Contracts cannot directly read most off-chain data. Oracles provide external inputs such as prices, weather data, or event outcomes.
7. What is reentrancy in a smart contract?
Reentrancy is a vulnerability where an external call lets another call re-enter the contract before the first execution finishes, sometimes leading to fund loss.
8. What is contract verification?
It is the process of publishing source code and metadata so others can confirm it matches the deployed bytecode.
9. Are self-executing contracts legally binding?
Sometimes, but not automatically. Legal enforceability depends on jurisdiction, contract formation, and context. Verify with current source for legal specifics.

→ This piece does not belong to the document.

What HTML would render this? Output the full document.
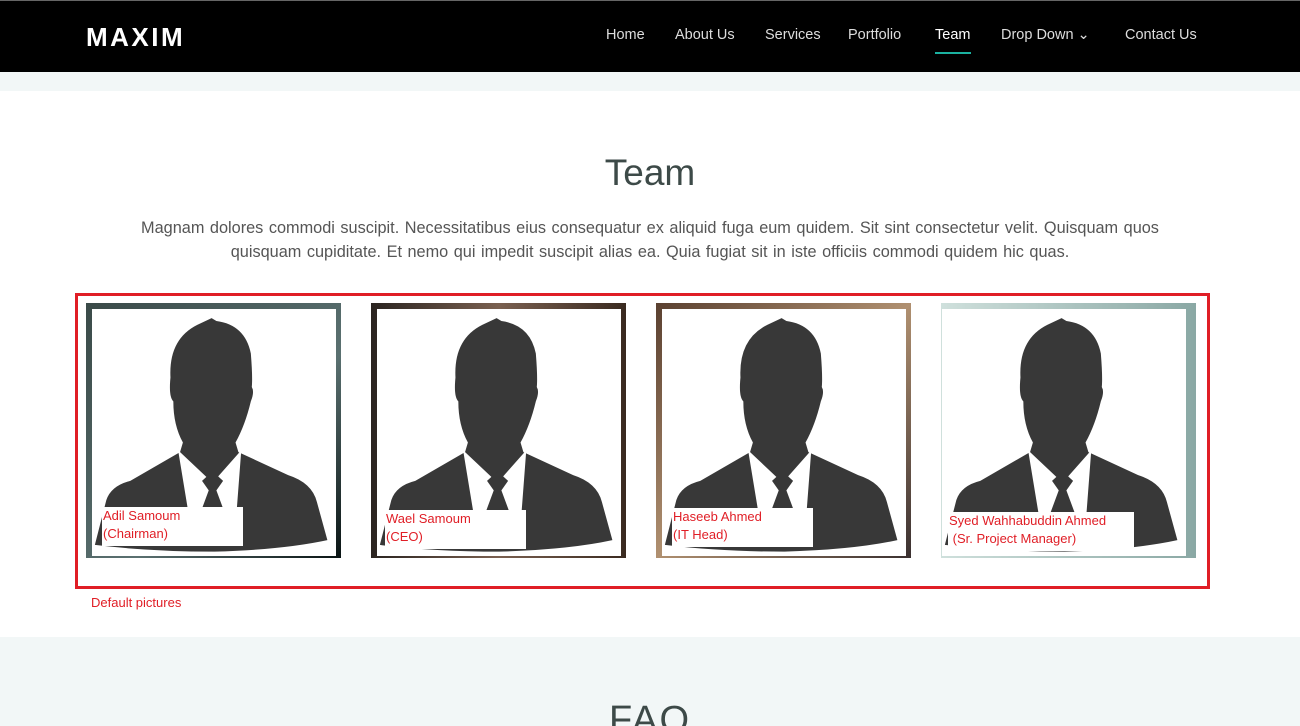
<!DOCTYPE html>
<html style="overflow:hidden"><head><style>
body{margin:0;width:1300px;height:726px;overflow:hidden;font-family:"Liberation Sans",sans-serif;background:#fff;position:relative}
.hdr{position:absolute;left:0;top:0;width:1300px;height:72px;background:#000;border-top:1px solid #666;box-sizing:border-box}
.logo{position:absolute;left:86px;top:21px;color:#fff;font-weight:bold;font-size:26px;letter-spacing:2.5px}
.nav a{position:absolute;top:26px;color:#ddd;font-size:14.5px;text-decoration:none}
.strip{position:absolute;left:0;top:72px;width:1300px;height:19px;background:#f2f7f7}
h2{position:absolute;top:152px;left:0;width:1300px;text-align:center;margin:0;font-weight:normal;font-size:37px;color:#3d4a48}
.p{position:absolute;top:216px;left:120px;width:1060px;text-align:center;color:#555;font-size:16.3px;line-height:24px;word-spacing:1px}
.box{position:absolute;left:75px;top:293px;width:1135px;height:296px;border:3px solid #e01e26;box-sizing:border-box}
.card{position:absolute;top:303px;width:255px;height:255px}
.lbl{position:absolute;background:#fff;color:#e01e26;font-size:13px;line-height:18px;padding-left:1px}
.faq{position:absolute;left:0;top:637px;width:1300px;height:89px;background:#f2f7f7;overflow:hidden}
</style></head><body>
<div class="hdr"><div class="logo">MAXIM</div>
<div class="nav"><a style="left:606px">Home</a><a style="left:675px">About Us</a><a style="left:765px">Services</a><a style="left:848px">Portfolio</a><a style="left:935px;color:#fff">Team</a><a style="left:1001px">Drop Down &#8964;</a><a style="left:1125px">Contact Us</a></div>
<div style="position:absolute;left:935px;top:51px;width:36px;height:2px;background:#1bb1a0"></div></div>
<div class="strip"></div>
<h2>Team</h2>
<div class="p">Magnam dolores commodi suscipit. Necessitatibus eius consequatur ex aliquid fuga eum quidem. Sit sint consectetur velit. Quisquam quos<br>quisquam cupiditate. Et nemo qui impedit suscipit alias ea. Quia fugiat sit in iste officiis commodi quidem hic quas.</div>
<div class="box"></div>
<svg width="0" height="0" style="position:absolute"><defs><symbol id="m" viewBox="0 0 255 255">
<path fill="#383838" d="M3 245 L15 198 Q20 183 40 178 L92 148 L95 138 Q85 120 85 95 Q80 90 82 70 Q80 30 110 15 L125 8 L130 11 Q160 15 166 45 Q168 70 167 80 Q170 85 166 95 Q160 120 150 138 L153 148 L205 172 Q230 180 235 200 L246 240 Q200 250 128 252 Q60 252 3 245Z"/>
<path fill="#fff" d="M90 146 L103 225 L150 225 L156 146 L126 180Z"/>
<path fill="#383838" d="M115 178 L126 168 L137 178 L130 188 L140 215 L126 225 L112 215 L122 188Z"/>
</symbol></defs></svg>
<div class="card" style="left:86px;background:linear-gradient(135deg,#3a4a48,#5a7070 60%,#0a1414)"><div style="position:absolute;left:6px;top:6px;width:244px;height:247px;background:#fff"><svg width="244" height="247"><use href="#m"/></svg></div><div class="lbl" style="left:16px;top:204px;width:140px;height:39px">Adil Samoum<br>(Chairman)</div></div>
<div class="card" style="left:371px;background:linear-gradient(90deg,#2a2420,#7a6050 50%,#3a2a20)"><div style="position:absolute;left:6px;top:6px;width:244px;height:247px;background:#fff"><svg width="244" height="247"><use href="#m"/></svg></div><div class="lbl" style="left:14px;top:207px;width:140px;height:39px">Wael Samoum<br>(CEO)</div></div>
<div class="card" style="left:656px;background:linear-gradient(135deg,#5a4030,#b09070 50%,#3a3030)"><div style="position:absolute;left:6px;top:6px;width:244px;height:247px;background:#fff"><svg width="244" height="247"><use href="#m"/></svg></div><div class="lbl" style="left:16px;top:205px;width:140px;height:39px">Haseeb Ahmed<br>(IT Head)</div></div>
<div class="card" style="left:941px;background:linear-gradient(90deg,#cfe0dc,#8aa8a4)"><div style="position:absolute;left:1px;top:6px;width:244px;height:247px;background:#fff"><svg width="244" height="247"><use href="#m"/></svg></div><div class="lbl" style="left:7px;top:209px;width:185px;height:39px">Syed Wahhabuddin Ahmed<br>&nbsp;(Sr. Project Manager)</div></div>
<div style="position:absolute;left:91px;top:595px;color:#e01e26;font-size:13px">Default pictures</div>
<div class="faq"><div style="position:absolute;top:62px;width:1300px;text-align:center;font-size:38px;color:#3d4a48;letter-spacing:2px">FAQ</div></div>
</body></html>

10. How do I make a self-executing contract safer?
Use simple logic, strong access control, thorough testing, audit reviews, safe upgrade procedures, verified source code, and active monitoring after deployment.
Key Takeaways
- A self-executing contract is usually another term for a blockchain smart contract.
- It runs predefined logic automatically when valid conditions and inputs are provided.
- Core technical concepts include contract bytecode, contract deployment, ABI, storage, state, function calls, and event logs.
- Automation reduces manual processing, but it does not remove code risk, oracle risk, or governance risk.
- Security concerns like reentrancy, weak access control, and unsafe upgradeability can be critical.
- Immutable contracts increase predictability, while upgradeable contracts increase flexibility and complexity.
- Contract verification, audits, testing, and monitoring are essential for trust and safety.
- Real-world uses include DeFi, programmable escrow, DAO governance, token issuance, and self-custody automation.